I was not in the audience. So on Thursday, I checked in with George Chidi, who had been there. Chidi, an African-American, is one of eight DeKalb County Commission candidates running in a special election for Stan Watson’s vacated seat.

But the conversation had already changed again. An officer in Falcon Heights, Minn., had pulled a car over for a broken tail light. Moments later, Diamond Reynolds — we didn’t know her name at the time – activated her Facebook Live app.

The officer told her to keep her hands where he could see them. “I will, sir, no worries. I will,”

And in one of those hands, she kept her phone, still recording.

Chidi was astounded by the clear-headed woman.

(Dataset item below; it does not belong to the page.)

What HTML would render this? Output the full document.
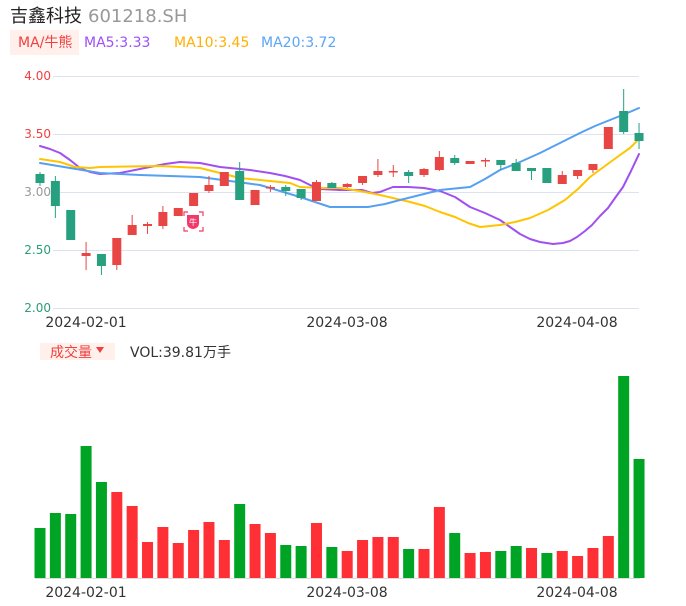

For the unplugged, an explanation is required. We all know that phones now record digital video. But phones can be confiscated. Video can be erased. The livestream app permitted Reynolds to immediately broadcast her video to Facebook friends. It gave that video an immediate and permanent storage home beyond the reach of law enforcement.

The act was an extremely political one.

“Her boyfriend was dying, and the woman in the car had the presence of mind to pull out a phone and livestream,” Chidi said. “Under other circumstances, that would not be normal. But it’s normal now.

“The black community realizes they have a role to play in solving the problem. That there’s a problem, it is real and it has to be solved. This was an act of democracy,” the candidate said. “It was a profound act of democracy to put aside your own fear, your own heartbreak, to hold a camera in your hand. Because capturing that, to add to the body of evidence, was more important than your own grief. That is where we are.”

And that is the conversation that Micah Johnson changed with a rifle only a few hours later. We would wake up Friday morning to watch David Brown, African-American chief of the Dallas police force mourn his fallen comrades — and protest that his officers were acting as guardians, not predators.

But perhaps Reynolds held the stage long enough to put enough of us in that car with her. Gov. Mark Dayton of Minnesota, a Democrat, was prompted to an immediate confession. “Would this have happened if the driver were white, if the passengers were white?” he asked. “I don’t think it would have.”

But it was the Republican reaction that bore watching.

Before Dallas, on his Facebook page, state Rep. Buzz Brockway of Lawrenceville acknowledged that many see “that our justice system treats African-Americans badly, even sometimes criminally.”

Before Dallas, Patrick Milsaps, an Albany, Ga., entertainment attorney who headed up Newt Gingrich’s 2012 campaign for president, sent this out via Twitter: “I’m a white. I support law enforcement. But folks, we witnessed two executions in the past 48 hours on social media. #IntellectualHonesty”

After Dallas, a statement of reaction from the Republican National Committee acknowledged that the events in Texas, Louisiana and Minnesota were a situation to be addressed as a whole. “We must seek understanding with one another, and work as one nation to prevail over injustice in all its forms,” said Reince Priebus, RNC chairman.

In his Friday statements, even Republican presidential presumptive Donald Trump was restrained, acknowledging the “senseless, tragic deaths” in Baton Rouge and Falcon Heights as he mourned the dead officers in Dallas.

Newt Gingrich, the former House speaker and Georgia congressman, also offered evidence of a political reaction that might veer away from the familiar path.

“It took me a long time, and a number of people talking to me through the years to get a sense of this. If you are a normal white American, the truth is you don’t understand being black in America and you instinctively under-estimate the level of discrimination and the level of additional risk,” he said.

Gingrich made his remarks on Facebook Live, the same app that Diamond Reynolds used in her bloodied car.

So after you mourn the dead in Texas, Louisiana and Minnesota, pass over the shooter in Dallas and give a thought to her. Everything that Micha Johnson wasn’t — brave, thoughtful and moral — Diamond Reynolds was. And is.